LA PAROLA

Scudetto

Poeti, santi, navigatori, eroi e… calciofili accaniti gli italiani. A discettare oggi, tutti o quasi, nei bar, della Juve tricolore. Settimo scudetto di fila, la squadra delle meraviglie, della dinastia degli Agnelli, di una formazione e di una società figlie di una potenza economica senza eguali, ecc. ecc. Chi gioisce, chi rosica, chi si lamenta, chi spera che in futuro chissà…: la passione pallonara non conosce limiti e confini. Anche se, di questi tempi, la realtà, lascia ben poco spazio alla fantasia. Italia, Spagna, Germania, Olanda, (Inghilterra no, ma quasi): vincono sempre quelli e spesso con distacchi abissali.

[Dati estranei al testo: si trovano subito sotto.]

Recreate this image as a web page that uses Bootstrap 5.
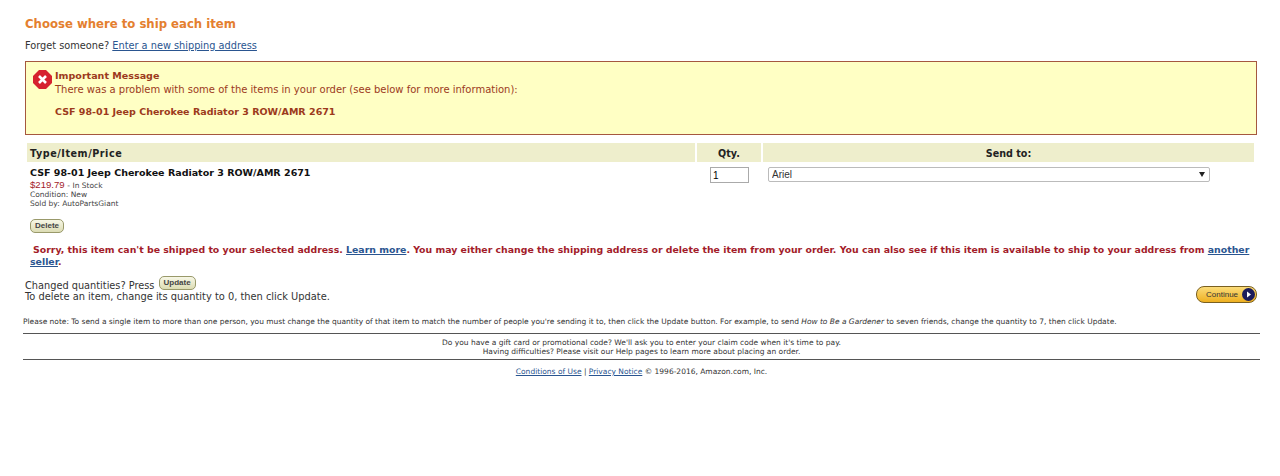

Ma di cosa parliamo esattamente? Di un piccolo distintivo a forma di scudo. Quello tricolore che, cucito sulla divisa d’appartenenza, caratterizza gli atleti campioni d’Italia. Vincere lo scudetto, dunque, è l’ambizione principe di chi in campo ci va e di chi è sportivo da bar o alla televisione. Volley (Perugia) e calcio hanno già dato, tra poco toccherà al basket e al rugby. Ogni campionato ha la sua storia e le sue regole per conquistare lo scudetto.

Si racconta che fu il Vate, Gabriele D’Annunzio, a “inventare” lo scudetto: in occasione di un’amichevole disputata da una selezione italiana militare, fece apporre tale distintivo sulle maglie per la prima volta. Lo scudo tricolore, simbolo dell’unità nazionale, s’indossa sulla maglia la stagione successiva la vittoria del campionato. Per rimanere al mondo del pallone, fu il Genoa nella stagione 1924-25 a conquistarlo (nella foto la squadra con la maglia e il tricolore all’inizio del campionato seguente).

La forma era quella attuale, ma lo scudetto era sormontato dalla corona dei Savoia ed era identico alla bandiera d’Italia dell’epoca: inglobava cioè nella sezione bianca lo stemma sabaudo, una croce bianca su sfondo rosso.

A partire dalla stagione 1927-28, e sino al 1943, lo scudetto fu rappresentato dallo stemma sabaudo affiancato al fascio littorio; il fascismo, dalla stagione 1936-37, retrocesse lo scudo tricolore a simbolo della vittoria in Coppa Italia. Ma dopo la guerra, quando il pallone riprese a rotolare assieme alla democrazia, lo scudetto tornò subito a essere simbolo dei campioni d’Italia. Senza, ovviamente, lo stemma sabaudo. E così via fino ai giorni nostri.

Come la mamma, la pasta, Sofia Loren (ognuno aggiunga il “mito” che più gli aggrada), lo scudetto da allora è rimasto sacro, intoccabile, inafferrabile per i più. Tranne che per gli juventini, almeno negli ultimi sette anni.